Обсуждение: Startup PANIC on standby promotion due to zero-filled WAL segment

Поиск
Список
Период
Сортировка

Startup PANIC on standby promotion due to zero-filled WAL segment

От
Alena Vinter
Дата:
Hi hackers,

During replication, when a new timeline is detected, PostgreSQL creates a new zero-filled WAL segment on the new timeline instead of copying the partial segment from the previous timeline. This diverges from the behavior during timeline switches at startup.
This discrepancy can cause problems — especially under slow replication. Consider the following scenario:

 last record in TLI |     | timeline switch point
                    v     v
|-----TLI N---------------|0000000000000000000
                          |
|-----TLI N+1--00000000000|0000000000000000000

If a standby is promoted before the WAL segment containing the last record of the previous timeline has been fully copied to the new timeline, startup may fail. We have observed this in production, where recovery aborts with "PANIC: invalid magic number 0000 in WAL segment ..."

I’ve attached:
* a patch and a TAP test that reproduce the issue;
* a draft patch that, on timeline switch during recovery, copies the remainder of the current WAL segment from the old timeline — matching the behavior used after crash recovery at startup.
All existing regression tests pass with the patch applied, but I plan to add more targeted test cases.

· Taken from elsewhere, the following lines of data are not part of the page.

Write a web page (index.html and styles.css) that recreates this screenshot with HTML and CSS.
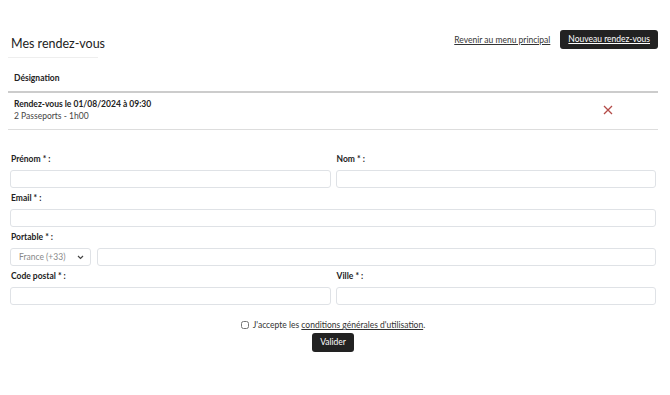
FILE: index.html
```html
<!DOCTYPE html>
<html lang="fr">
<head>
    <meta charset="UTF-8">
    <meta name="viewport" content="width=device-width, initial-scale=1.0">
    <title>Mes rendez-vous</title>
    <link rel="stylesheet" href="styles.css">
</head>
<body>

<div class="page">
    <!-- Header -->
    <div class="top">
        <h2 class="title">Mes rendez-vous</h2>
        <div class="actions">
            <a href="#" class="back-link">Revenir au menu principal</a>
            <a href="#" class="dark-button">Nouveau rendez-vous</a>
        </div>
    </div>

    <!-- Appointments -->
    <table class="rdv-table">
        <thead>
            <tr>
                <th>Désignation</th>
                <th class="col-action"></th>
            </tr>
        </thead>
        <tbody>
            <tr>
                <td>
                    <div class="rdv-date">Rendez-vous le 01/08/2024 à 09:30</div>
                    <div class="rdv-detail">2 Passeports - 1h00</div>
                </td>
                <td class="col-action">
                    <svg class="delete-icon" width="10" height="10" viewBox="0 0 10 10">
                        <path d="M1 1 L9 9 M9 1 L1 9" stroke="#b34b48" stroke-width="1.3" fill="none"/>
                    </svg>
                </td>
            </tr>
        </tbody>
    </table>

    <!-- Form -->
    <form class="rdv-form">
        <div class="row">
            <div class="field">
                <label for="prenom">Prénom * :</label>
                <input type="text" id="prenom">
            </div>
            <div class="field">
                <label for="nom">Nom * :</label>
                <input type="text" id="nom">
            </div>
        </div>
        <div class="field">
            <label for="email">Email * :</label>
            <input type="text" id="email">
        </div>
        <div class="field">
            <label for="portable">Portable * :</label>
            <div class="phone">
                <div class="select-box">
                    <span>France (+33)</span>
                    <svg width="7" height="5" viewBox="0 0 7 5">
                        <path d="M1 1 L3.5 3.5 L6 1" stroke="#444" stroke-width="1.2" fill="none"/>
                    </svg>
                </div>
                <input type="text" id="portable">
            </div>
        </div>
        <div class="row">
            <div class="field">
                <label for="cp">Code postal * :</label>
                <input type="text" id="cp">
            </div>
            <div class="field">
                <label for="ville">Ville * :</label>
                <input type="text" id="ville">
            </div>
        </div>

        <div class="terms">
            <label>
                <input type="checkbox" class="check">
                J'accepte les <a href="#">conditions générales d'utilisation</a>.
            </label>
        </div>
        <div class="submit-line">
            <button type="button" class="dark-button">Valider</button>
        </div>
    </form>
</div>

</body>
</html>
```

FILE: styles.css
```css
body {
    margin: 0;
    font-family: Lato, "Noto Sans", sans-serif;
    color: #222;
    background-color: #fff;
}
.page {
    padding: 30px 12px 0 8px;
}
.top {
    display: flex;
    justify-content: space-between;
    align-items: flex-start;
}
.title {
    margin: 0;
    width: 87px;
    padding: 6px 0 5px 3px;
    font-size: 12.5px;
    font-weight: normal;
    line-height: 16px;
    white-space: nowrap;
    border-bottom: 1px solid #eee;
}
.actions {
    display: flex;
    align-items: center;
    gap: 10px;
}
.back-link {
    font-size: 8.5px;
    color: #333;
    text-decoration: underline;
}
.dark-button {
    display: inline-block;
    background-color: #222;
    color: #fff;
    font-family: inherit;
    font-size: 8.5px;
    line-height: 19px;
    padding: 0 8px;
    border: none;
    border-radius: 3px;
    text-decoration: underline;
}
.rdv-table {
    width: 100%;
    margin-top: 8px;
    border-collapse: collapse;
    font-size: 8.5px;
}
.rdv-table th {
    text-align: left;
    font-weight: bold;
    padding: 6px 6px;
    line-height: 13px;
    border-bottom: 2px solid #ccc;
}
.rdv-table td {
    padding: 5px 6px 7px;
    line-height: 12px;
    border-bottom: 1px solid #ddd;
    vertical-align: middle;
}
.rdv-table .col-action {
    width: 88px;
    text-align: center;
}
.rdv-date {
    font-weight: bold;
}
.rdv-detail {
    color: #444;
}
.delete-icon {
    display: block;
    margin: 0 auto;
}
.rdv-form {
    margin-top: 23px;
    padding: 0 2px;
    font-size: 8.5px;
}
.row {
    display: flex;
    gap: 5px;
}
.row .field {
    flex: 1;
}
.field {
    margin-bottom: 4px;
}
.field label {
    display: block;
    font-weight: bold;
    line-height: 13px;
    margin-bottom: 4px;
    padding-left: 1px;
}
.field input[type="text"] {
    display: block;
    width: 100%;
    height: 18px;
    box-sizing: border-box;
    border: 1px solid #dfe2e6;
    border-radius: 3px;
    padding: 0 5px;
    font-family: inherit;
    font-size: 9px;
}
.phone {
    display: flex;
    gap: 6px;
}
.select-box {
    flex: 0 0 81px;
    height: 18px;
    box-sizing: border-box;
    border: 1px solid #dfe2e6;
    border-radius: 3px;
    display: flex;
    align-items: center;
    justify-content: space-between;
    padding: 0 6px 0 8px;
    color: #888;
}
.terms {
    margin-top: 10px;
    text-align: center;
    line-height: 13px;
    color: #333;
}
.terms a {
    color: #333;
}
.check {
    width: 8px;
    height: 8px;
    margin: 0 2px 0 0;
    vertical-align: -1px;
}
.submit-line {
    text-align: center;
    margin-top: 1px;
}
.submit-line .dark-button {
    text-decoration: none;
    padding: 0 8px;
}
```
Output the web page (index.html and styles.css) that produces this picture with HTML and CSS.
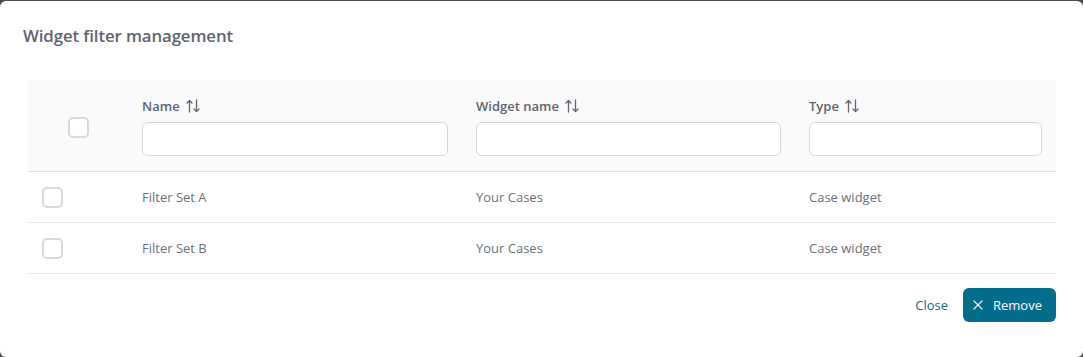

I’d appreciate your feedback. In particular:
* Is this behavior (not copying the segment during replication) intentional?
* Are there edge cases I might be overlooking?

---
Best wishes,
Alena Vinter
Вложения

Re: Startup PANIC on standby promotion due to zero-filled WAL segment

От
Michael Paquier
Дата:
On Tue, Dec 23, 2025 at 02:02:15PM +0700, Alena Vinter wrote:
> If a standby is promoted before the WAL segment containing the last record
> of the previous timeline has been fully copied to the new timeline, startup
> may fail. We have observed this in production, where recovery aborts with
> "PANIC: invalid magic number 0000 in WAL segment ..."
>
> I’ve attached:
> * a patch and a TAP test that reproduce the issue;
> * a draft patch that, on timeline switch during recovery, copies the
> remainder of the current WAL segment from the old timeline — matching the
> behavior used after crash recovery at startup.
> All existing regression tests pass with the patch applied, but I plan to
> add more targeted test cases.
>
> I’d appreciate your feedback. In particular:
> * Is this behavior (not copying the segment during replication) intentional?
> * Are there edge cases I might be overlooking?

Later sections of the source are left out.